El poeta que sabemos asegura que “todo nos llega tarde, hasta la muerte”. No es cierto, pero los poetas son mentirosos que siempre dicen la verdad. A otros mortales nos llegan tarde palabras como conticinio y serendipia.
A conticinio llegué por arte de serendipia que es encontrar lo que no se estaba buscando. Buscar una cebra, por ejemplo, y tropezar con un paso cebra. Intentar un soneto y terminar redactando un árido manual para desguazar el átomo.
Una de las sorpresas del español es que tiene palabras para nombrarlo todo. Es uno de los tantísimos asombros que depara la lectura de Don Quijote que en abril siempre está de cumpleaños… de muerto, junto a su creador, Cervantes.
En su andadura, el caballero de la desnutrida figura no necesitó de conticinios ni de serendipias. De hecho, el idioma español estaba en paños menores, comparado con el alud de palabras que vendría después.

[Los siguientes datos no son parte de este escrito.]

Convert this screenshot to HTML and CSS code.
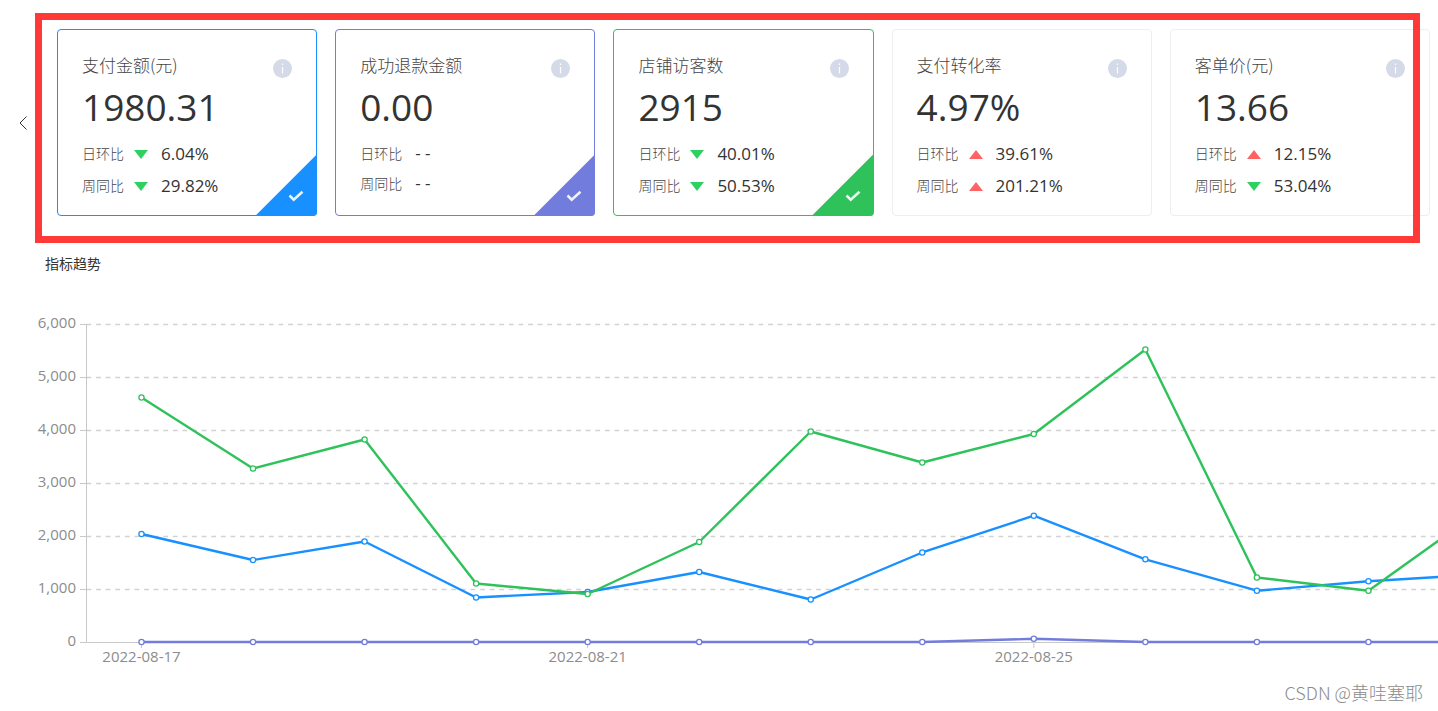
FILE: index.html
```html
<!DOCTYPE html>
<html lang="zh-CN">
<head>
<meta charset="utf-8">
<title>指标趋势</title>
<link rel="stylesheet" href="styles.css">
</head>
<body>
<svg class="defs" aria-hidden="true">
  <symbol id="info" viewBox="0 0 19 19"><circle cx="9.5" cy="9.5" r="9.5" fill="#d4dae7"/><path d="M9.5 8v6.500M9.500 4.500v1.500" stroke="#fff" stroke-width="1.200"/></symbol>
  <symbol id="tick" viewBox="0 0 16 12"><path d="M1.500 5.500l4.200 4.200L14.500 1.800" fill="none" stroke="#fff" stroke-opacity=".9" stroke-width="2.500"/></symbol>
  <symbol id="down" viewBox="0 0 14 9"><path d="M0 0h14L7 9z" fill="#2fd062"/></symbol>
  <symbol id="up" viewBox="0 0 14 9"><path d="M0 9h14L7 0z" fill="#ff6262"/></symbol>
</svg>

<section class="strip">
  <button class="prev" type="button" aria-label="上一组"><svg class="prev-icon" viewBox="0 0 8 14"><path d="M7.500 .5L1 7l6.500 6.500" fill="none" stroke="#333"/></svg></button>
  <div class="cards">
    <article class="card blue">
      <header class="card-head"><label for="m1">支付金额(元)</label><button class="info" type="button" aria-label="说明"><svg><use href="#info"/></svg></button></header>
      <p class="value">1980.31</p>
      <p class="row"><span class="label">日环比</span><svg class="arrow"><use href="#down"/></svg><span class="rate">6.04%</span></p>
      <p class="row"><span class="label">周同比</span><svg class="arrow"><use href="#down"/></svg><span class="rate">29.82%</span></p>
      <input class="corner" id="m1" type="checkbox" checked><svg class="tick"><use href="#tick"/></svg>
    </article>
    <article class="card purple">
      <header class="card-head"><label for="m2">成功退款金额</label><button class="info" type="button" aria-label="说明"><svg><use href="#info"/></svg></button></header>
      <p class="value">0.00</p>
      <p class="row empty"><span class="label">日环比</span><span class="rate">- -</span></p>
      <p class="row empty"><span class="label">周同比</span><span class="rate">- -</span></p>
      <input class="corner" id="m2" type="checkbox" checked><svg class="tick"><use href="#tick"/></svg>
    </article>
    <article class="card green">
      <header class="card-head"><label for="m3">店铺访客数</label><button class="info" type="button" aria-label="说明"><svg><use href="#info"/></svg></button></header>
      <p class="value">2915</p>
      <p class="row"><span class="label">日环比</span><svg class="arrow"><use href="#down"/></svg><span class="rate">40.01%</span></p>
      <p class="row"><span class="label">周同比</span><svg class="arrow"><use href="#down"/></svg><span class="rate">50.53%</span></p>
      <input class="corner" id="m3" type="checkbox" checked><svg class="tick"><use href="#tick"/></svg>
    </article>
    <article class="card">
      <header class="card-head"><span>支付转化率</span><button class="info" type="button" aria-label="说明"><svg><use href="#info"/></svg></button></header>
      <p class="value">4.97%</p>
      <p class="row"><span class="label">日环比</span><svg class="arrow"><use href="#up"/></svg><span class="rate">39.61%</span></p>
      <p class="row"><span class="label">周同比</span><svg class="arrow"><use href="#up"/></svg><span class="rate">201.21%</span></p>
    </article>
    <article class="card">
      <header class="card-head"><span>客单价(元)</span><button class="info" type="button" aria-label="说明"><svg><use href="#info"/></svg></button></header>
      <p class="value">13.66</p>
      <p class="row"><span class="label">日环比</span><svg class="arrow"><use href="#up"/></svg><span class="rate">12.15%</span></p>
      <p class="row"><span class="label">周同比</span><svg class="arrow"><use href="#down"/></svg><span class="rate">53.04%</span></p>
    </article>
  </div>
  <div class="highlight"></div>
</section>

<section class="trend">
  <h2 class="trend-title">指标趋势</h2>
  <svg class="chart" id="chart" role="img" aria-label="指标趋势"></svg>
</section>
<footer class="mark">CSDN @黄哇塞耶</footer>
<script src="chart.js"></script>
</body>
</html>
```

FILE: styles.css
```css
* { box-sizing: border-box; }

body {
  margin: 0;
  background: #fff;
  color: #333;
  font-family: "Open Sans", "Noto Sans CJK SC", sans-serif;
  overflow-x: hidden;
}

p, h2 { margin: 0; font-weight: 400; }

button { padding: 0; border: 0; background: none; cursor: pointer; }

.defs { display: none; }

/* metric cards */
.strip {
  position: relative;
  display: flex;
  padding: 29px 8px 27px 0;
}

.prev {
  flex: 0 0 57px;
  display: flex;
  align-items: center;
  padding-left: 19px;
}

.prev-icon { width: 8px; height: 14px; }

.cards {
  flex: 1;
  display: grid;
  grid-template-columns: repeat(5, 1fr);
  gap: 18px;
}

.card {
  position: relative;
  padding: 24px 24px 13px;
  border: 1px solid #eee;
  border-radius: 4px;
}

.blue { --accent: #1890ff; border-color: #1890ff; }
.purple { --accent: #727cdd; border-color: #727cdd; }
.green { --accent: #2fc25b; border-color: #2fc25b; }

.card-head {
  display: flex;
  justify-content: space-between;
  height: 24px;
  font-family: "Noto Sans CJK SC", sans-serif;
  font-size: 17px;
  font-weight: 300;
  line-height: 22px;
  color: #444;
}

.info { align-self: flex-end; }
.info, .info svg { display: block; width: 19px; height: 19px; }

.value {
  margin: 3px 0 5px;
  font-size: 37px;
  line-height: 52px;
}

.row {
  display: flex;
  align-items: center;
  height: 32px;
}

.row.empty { height: 30px; gap: 13px; }

.label {
  padding-bottom: 2px;
  font-family: "Noto Sans CJK SC", sans-serif;
  font-size: 14px;
  font-weight: 300;
  color: #444;
}

.empty .label { padding-bottom: 0; }

.arrow { width: 14px; height: 9px; margin: 0 13px 0 10px; }

.rate { padding-bottom: 2px; font-size: 17px; }

.corner {
  position: absolute;
  right: -1px;
  bottom: -1px;
  width: 62px;
  height: 62px;
  margin: 0;
  appearance: none;
  background: var(--accent);
  border-radius: 0 0 4px 0;
  clip-path: polygon(100% 0, 100% 100%, 0 100%);
}

.tick {
  position: absolute;
  right: 12px;
  bottom: 13px;
  width: 16px;
  height: 12px;
  pointer-events: none;
}

.highlight {
  position: absolute;
  inset: 13px 18px 0 35px;
  border: 7px solid #ff3838;
  pointer-events: none;
}

/* trend chart */
.trend-title {
  padding-left: 45px;
  font-size: 14px;
  line-height: 42px;
}

.chart { display: block; width: 100%; height: 389px; overflow: hidden; }
.chart text { font-size: 15px; fill: #8c8c8c; }
.grid { stroke: #d2d2d2; stroke-width: 1.4; stroke-dasharray: 4.8 4.8; }
.axis { stroke: #c8c8c8; }
.series { fill: none; stroke-width: 2.4; stroke-linejoin: round; }
.point { fill: #fff; stroke-width: 1.3; }

.mark {
  padding-right: 15px;
  font-family: "Noto Sans CJK SC", sans-serif;
  font-size: 18px;
  font-weight: 300;
  line-height: 36px;
  text-align: right;
  color: #8c8c8c;
}
```

FILE: chart.js
```js
const chart = document.getElementById("chart");
const BASE = 357, LEFT = 86.5, FIRST = 141.5, STEP = 111.54;
const y = v => BASE - v * 0.053;

function add(tag, attrs, text) {
  const el = document.createElementNS("http://www.w3.org/2000/svg", tag);
  for (const k in attrs) el.setAttribute(k, attrs[k]);
  if (text) el.textContent = text;
  chart.appendChild(el);
}

for (let v = 0; v <= 6000; v += 1000) {
  const gy = y(v) + 0.5;
  add("line", { class: v ? "grid" : "axis", x1: LEFT, x2: 2400, y1: gy, y2: gy });
  add("line", { class: "axis", x1: 80, x2: LEFT, y1: gy, y2: gy });
  add("text", { x: 76, y: gy + 3, "text-anchor": "end" }, v.toLocaleString("en-US"));
}
add("line", { class: "axis", x1: LEFT, x2: LEFT, y1: y(6000), y2: BASE });

["2022-08-17", "2022-08-21", "2022-08-25"].forEach((d, i) => {
  const x = FIRST + i * 4 * STEP;
  add("line", { class: "axis", x1: x, x2: x, y1: BASE, y2: BASE + 6 });
  add("text", { x, y: BASE + 20, "text-anchor": "middle" }, d);
});

const series = [
  ["#1890ff", [2038, 1547, 1896, 840, 943, 1321, 802, 1689, 2383, 1560, 968, 1145, 1274]],
  ["#727cdd", [0, 0, 0, 0, 0, 0, 0, 0, 60, 0, 0, 0, 0]],
  ["#2fc25b", [4613, 3274, 3821, 1104, 906, 1887, 3972, 3387, 3925, 5519, 1217, 968, 2472]]
];
for (const [color, data] of series) {
  const pts = data.map((v, i) => [FIRST + i * STEP, y(v)]);
  add("polyline", { class: "series", stroke: color, points: pts.join(" ") });
  for (const [cx, cy] of pts) add("circle", { class: "point", stroke: color, cx, cy, r: 2.6 });
}
```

Sin confirmar sí lo digo: fue en un ataque de conticinio que Don Alonso se inspiró para escribirle la carta de amor a la sin par Dulcinea del Toboso que el cartero Sancho nunca entregó. Existía el eco, wasap de la época, pero Don Quijote prefirió la entrega personal.
Para muchos caminantes de la llanura, la del conticinio es la mejor hora del día. Saca la jornada del anonimato. Es el momento en que “el músculo duerme, la ambición descansa”. El diccionario lo define como “hora de la noche en que todo está en silencio”.
Borges dio gracias “por los minutos que preceden al sueño”. Conticinio puro. Moraleja, al diccionario deberían redactarlo poetas y cantantes de tangos.
A esa hora íntima, personal e intransferible, no le entra ni el magníficat. No hay peligro de que el papa Francisco llame a pedirnos que le fiemos para un apartamento.
Tampoco es posible que se cuele en el computador el último trino de Trump golpeando en las partes pudendas la sensatez y la gramática. Como en sus trinos suele confundir un verbo con un adverbio, se desquita arrojando bombas en alguna parte, destituyendo subalternos encopetados, o soñando con muros.
El conticinio es mi mascota. No soportaría que se acabara el mundo a esa hora. Que se acabe en horas de oficina. Jamás entre las once y las doce de la noche.
En estos momentos suelo poner a funcionar el espejo retrovisor y releo viejos textos. Como estamos de feria del libro bogotana y de mucho mes del idioma, esta vez volví sobre Don Quijote, a quien Alberto Velásquez Martínez acaba de dedicarle un bello libro: “El Quijote en América, Colombia y Antioquia”.
También frecuenté a mis viejos parceros Verne, Salgari y Dumas. Sus personajes me acompañan como ángeles de la guarda alternos.
Antes de ingresar a esa obra de ficción llamada sueño, no sobra empacarse una dosis personal de conticinio.